== WHAT TO WORK ON ==
Bring together all lines of the material below that contain the string "screenshot".

== INPUT FOR THIS TASK ==

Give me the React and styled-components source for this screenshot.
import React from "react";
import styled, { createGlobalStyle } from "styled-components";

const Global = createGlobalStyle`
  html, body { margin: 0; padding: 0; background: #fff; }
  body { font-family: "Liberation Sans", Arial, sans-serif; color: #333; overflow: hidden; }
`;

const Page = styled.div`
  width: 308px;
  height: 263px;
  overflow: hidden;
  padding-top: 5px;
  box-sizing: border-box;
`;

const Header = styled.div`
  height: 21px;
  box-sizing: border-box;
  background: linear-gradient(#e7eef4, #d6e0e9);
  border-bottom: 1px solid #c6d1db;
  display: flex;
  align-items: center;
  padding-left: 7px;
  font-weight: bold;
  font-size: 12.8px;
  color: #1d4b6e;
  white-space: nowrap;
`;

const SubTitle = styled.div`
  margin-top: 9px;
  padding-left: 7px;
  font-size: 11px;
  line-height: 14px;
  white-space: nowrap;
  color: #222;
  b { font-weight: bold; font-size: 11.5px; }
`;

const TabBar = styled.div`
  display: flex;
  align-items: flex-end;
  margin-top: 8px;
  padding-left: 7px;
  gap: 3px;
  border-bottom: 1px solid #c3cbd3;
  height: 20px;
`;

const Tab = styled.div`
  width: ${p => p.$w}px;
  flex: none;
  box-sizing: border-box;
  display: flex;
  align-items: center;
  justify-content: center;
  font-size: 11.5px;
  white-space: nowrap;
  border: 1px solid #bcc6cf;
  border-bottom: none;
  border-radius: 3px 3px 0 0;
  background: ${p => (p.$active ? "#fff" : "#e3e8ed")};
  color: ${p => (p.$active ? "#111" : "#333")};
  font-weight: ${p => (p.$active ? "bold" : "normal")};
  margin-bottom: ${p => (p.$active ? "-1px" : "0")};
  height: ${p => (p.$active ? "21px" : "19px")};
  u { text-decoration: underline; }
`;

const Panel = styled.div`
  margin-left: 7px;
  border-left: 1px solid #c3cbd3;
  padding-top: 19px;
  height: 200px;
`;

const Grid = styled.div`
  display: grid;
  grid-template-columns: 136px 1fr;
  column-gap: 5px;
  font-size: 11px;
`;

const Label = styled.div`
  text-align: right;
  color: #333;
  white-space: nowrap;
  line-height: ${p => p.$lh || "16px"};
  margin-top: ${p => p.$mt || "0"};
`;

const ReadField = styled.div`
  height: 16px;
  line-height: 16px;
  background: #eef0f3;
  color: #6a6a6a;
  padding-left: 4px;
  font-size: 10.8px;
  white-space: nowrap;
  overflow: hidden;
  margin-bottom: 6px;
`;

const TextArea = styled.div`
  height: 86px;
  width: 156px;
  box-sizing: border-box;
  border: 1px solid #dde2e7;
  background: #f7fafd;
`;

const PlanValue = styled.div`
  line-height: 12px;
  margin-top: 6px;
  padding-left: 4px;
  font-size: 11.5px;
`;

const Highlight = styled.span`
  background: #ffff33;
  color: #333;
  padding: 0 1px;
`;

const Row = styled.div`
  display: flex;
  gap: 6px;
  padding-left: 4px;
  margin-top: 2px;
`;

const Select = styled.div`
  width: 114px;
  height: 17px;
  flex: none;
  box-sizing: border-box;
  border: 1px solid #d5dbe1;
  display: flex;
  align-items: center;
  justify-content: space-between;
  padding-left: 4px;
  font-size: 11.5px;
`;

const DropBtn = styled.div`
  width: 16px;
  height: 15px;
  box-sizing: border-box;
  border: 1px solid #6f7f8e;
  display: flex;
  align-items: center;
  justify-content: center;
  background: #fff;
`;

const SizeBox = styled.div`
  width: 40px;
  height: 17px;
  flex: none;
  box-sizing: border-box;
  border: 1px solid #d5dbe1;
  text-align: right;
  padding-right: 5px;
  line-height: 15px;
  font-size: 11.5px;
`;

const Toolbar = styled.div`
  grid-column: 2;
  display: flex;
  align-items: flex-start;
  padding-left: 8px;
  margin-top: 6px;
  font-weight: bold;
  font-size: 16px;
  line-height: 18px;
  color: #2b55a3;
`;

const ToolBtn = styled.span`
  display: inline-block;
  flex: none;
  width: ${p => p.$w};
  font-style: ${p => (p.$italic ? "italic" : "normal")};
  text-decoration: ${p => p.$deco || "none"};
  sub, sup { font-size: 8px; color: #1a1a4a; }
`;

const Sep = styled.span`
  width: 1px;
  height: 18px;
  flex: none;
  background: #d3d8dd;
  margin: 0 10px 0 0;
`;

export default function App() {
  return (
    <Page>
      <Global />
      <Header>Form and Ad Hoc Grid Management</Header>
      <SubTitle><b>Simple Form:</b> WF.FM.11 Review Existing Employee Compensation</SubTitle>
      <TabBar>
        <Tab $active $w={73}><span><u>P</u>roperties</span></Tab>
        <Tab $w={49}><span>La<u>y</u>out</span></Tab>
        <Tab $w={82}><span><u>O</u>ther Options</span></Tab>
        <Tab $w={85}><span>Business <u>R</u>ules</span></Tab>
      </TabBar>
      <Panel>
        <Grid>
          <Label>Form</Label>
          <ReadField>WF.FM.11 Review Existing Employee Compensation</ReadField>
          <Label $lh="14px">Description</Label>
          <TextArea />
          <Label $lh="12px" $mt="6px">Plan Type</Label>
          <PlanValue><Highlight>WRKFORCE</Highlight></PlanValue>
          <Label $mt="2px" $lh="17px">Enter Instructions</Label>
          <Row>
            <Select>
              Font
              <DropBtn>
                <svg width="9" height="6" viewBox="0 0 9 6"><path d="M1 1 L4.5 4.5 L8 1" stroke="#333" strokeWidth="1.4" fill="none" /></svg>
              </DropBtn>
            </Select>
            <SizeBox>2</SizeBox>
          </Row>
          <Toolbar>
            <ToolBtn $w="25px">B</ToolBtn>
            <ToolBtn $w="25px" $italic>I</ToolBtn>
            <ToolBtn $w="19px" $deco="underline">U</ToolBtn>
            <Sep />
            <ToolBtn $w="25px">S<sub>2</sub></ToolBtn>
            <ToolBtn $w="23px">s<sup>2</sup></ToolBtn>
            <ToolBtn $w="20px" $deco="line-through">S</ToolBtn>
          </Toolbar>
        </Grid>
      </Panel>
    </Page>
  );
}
--
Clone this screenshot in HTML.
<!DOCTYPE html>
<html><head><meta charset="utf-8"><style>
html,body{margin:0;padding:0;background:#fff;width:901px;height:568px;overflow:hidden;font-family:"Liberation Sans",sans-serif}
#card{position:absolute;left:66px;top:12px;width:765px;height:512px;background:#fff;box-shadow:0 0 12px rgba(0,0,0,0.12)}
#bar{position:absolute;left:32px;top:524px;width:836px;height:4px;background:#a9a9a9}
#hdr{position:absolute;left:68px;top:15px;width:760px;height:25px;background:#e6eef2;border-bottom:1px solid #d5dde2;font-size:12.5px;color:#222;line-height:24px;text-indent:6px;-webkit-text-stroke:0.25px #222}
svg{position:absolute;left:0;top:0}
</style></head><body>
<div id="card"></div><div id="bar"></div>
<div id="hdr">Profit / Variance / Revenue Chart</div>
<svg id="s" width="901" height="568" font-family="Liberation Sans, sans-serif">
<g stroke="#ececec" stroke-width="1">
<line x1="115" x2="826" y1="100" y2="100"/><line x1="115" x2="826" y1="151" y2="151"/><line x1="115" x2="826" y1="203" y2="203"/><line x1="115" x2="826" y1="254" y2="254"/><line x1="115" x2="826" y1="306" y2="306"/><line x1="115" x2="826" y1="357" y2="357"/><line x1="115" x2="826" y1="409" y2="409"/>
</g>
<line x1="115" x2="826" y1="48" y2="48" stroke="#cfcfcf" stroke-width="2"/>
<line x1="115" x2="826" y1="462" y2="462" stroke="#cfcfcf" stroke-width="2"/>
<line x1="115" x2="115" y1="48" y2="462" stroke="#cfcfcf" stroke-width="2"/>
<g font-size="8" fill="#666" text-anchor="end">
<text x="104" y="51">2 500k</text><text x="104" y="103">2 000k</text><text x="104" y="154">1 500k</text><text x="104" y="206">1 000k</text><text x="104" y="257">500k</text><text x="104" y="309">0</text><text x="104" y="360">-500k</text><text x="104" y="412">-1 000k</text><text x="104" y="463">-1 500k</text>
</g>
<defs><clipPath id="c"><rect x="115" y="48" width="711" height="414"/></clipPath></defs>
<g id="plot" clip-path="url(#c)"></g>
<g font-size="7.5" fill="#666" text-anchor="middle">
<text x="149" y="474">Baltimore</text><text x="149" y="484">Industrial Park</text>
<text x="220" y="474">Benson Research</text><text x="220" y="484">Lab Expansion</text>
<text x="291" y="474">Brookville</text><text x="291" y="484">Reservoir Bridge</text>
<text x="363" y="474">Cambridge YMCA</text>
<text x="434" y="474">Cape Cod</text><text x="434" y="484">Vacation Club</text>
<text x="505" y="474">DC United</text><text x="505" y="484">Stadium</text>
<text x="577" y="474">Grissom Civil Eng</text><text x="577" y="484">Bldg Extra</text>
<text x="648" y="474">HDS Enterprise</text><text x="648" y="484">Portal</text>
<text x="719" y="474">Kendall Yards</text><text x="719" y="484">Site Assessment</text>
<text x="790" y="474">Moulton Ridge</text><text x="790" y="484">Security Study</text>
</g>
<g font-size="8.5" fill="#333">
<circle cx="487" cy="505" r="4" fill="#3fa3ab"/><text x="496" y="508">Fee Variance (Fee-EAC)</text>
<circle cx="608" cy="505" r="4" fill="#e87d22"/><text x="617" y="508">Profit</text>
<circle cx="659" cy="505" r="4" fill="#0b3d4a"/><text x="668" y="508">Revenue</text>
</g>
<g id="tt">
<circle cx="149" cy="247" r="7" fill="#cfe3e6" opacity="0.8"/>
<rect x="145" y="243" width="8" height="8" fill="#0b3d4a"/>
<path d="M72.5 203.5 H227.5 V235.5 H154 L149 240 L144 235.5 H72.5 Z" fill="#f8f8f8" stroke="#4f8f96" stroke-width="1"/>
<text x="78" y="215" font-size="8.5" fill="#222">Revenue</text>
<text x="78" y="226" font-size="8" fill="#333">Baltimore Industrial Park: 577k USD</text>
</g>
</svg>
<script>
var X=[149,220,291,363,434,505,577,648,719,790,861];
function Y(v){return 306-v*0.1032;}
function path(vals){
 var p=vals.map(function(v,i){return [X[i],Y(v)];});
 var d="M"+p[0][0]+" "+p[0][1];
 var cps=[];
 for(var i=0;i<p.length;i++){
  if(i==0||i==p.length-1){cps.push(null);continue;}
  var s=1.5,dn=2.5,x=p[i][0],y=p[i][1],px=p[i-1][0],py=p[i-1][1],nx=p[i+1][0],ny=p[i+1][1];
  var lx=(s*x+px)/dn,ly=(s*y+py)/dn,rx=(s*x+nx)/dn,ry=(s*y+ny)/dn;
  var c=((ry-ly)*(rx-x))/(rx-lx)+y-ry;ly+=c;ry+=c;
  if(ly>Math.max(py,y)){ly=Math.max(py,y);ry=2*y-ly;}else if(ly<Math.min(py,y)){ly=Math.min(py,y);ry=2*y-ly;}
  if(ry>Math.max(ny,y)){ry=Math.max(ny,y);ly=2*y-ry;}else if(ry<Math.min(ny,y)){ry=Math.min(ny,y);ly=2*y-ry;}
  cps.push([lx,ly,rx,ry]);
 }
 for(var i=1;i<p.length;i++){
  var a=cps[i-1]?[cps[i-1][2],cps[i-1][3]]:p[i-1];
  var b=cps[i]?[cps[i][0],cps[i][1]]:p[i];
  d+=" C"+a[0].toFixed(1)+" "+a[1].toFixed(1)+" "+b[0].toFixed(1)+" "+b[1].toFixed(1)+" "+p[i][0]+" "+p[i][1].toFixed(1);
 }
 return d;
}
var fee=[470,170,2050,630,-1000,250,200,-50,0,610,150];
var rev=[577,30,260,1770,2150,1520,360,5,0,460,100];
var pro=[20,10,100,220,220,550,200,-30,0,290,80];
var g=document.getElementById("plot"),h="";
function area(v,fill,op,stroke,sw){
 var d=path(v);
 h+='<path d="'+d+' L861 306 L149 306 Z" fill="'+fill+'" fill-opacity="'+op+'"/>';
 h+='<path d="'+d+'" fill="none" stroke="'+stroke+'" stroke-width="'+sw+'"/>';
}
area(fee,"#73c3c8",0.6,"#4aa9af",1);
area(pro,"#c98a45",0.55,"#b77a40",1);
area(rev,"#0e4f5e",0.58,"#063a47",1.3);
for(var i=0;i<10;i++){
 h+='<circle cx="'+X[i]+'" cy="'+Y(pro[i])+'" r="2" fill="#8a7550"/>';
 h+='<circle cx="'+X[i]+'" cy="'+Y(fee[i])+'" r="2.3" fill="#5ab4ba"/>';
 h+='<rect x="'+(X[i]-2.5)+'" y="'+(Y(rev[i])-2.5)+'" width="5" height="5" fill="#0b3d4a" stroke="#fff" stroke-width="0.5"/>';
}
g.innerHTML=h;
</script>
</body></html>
...
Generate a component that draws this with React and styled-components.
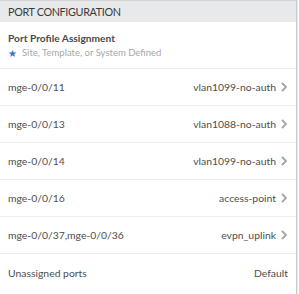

== FULL ANSWER ==
Give me the React and styled-components source for this screenshot.
Clone this screenshot in HTML.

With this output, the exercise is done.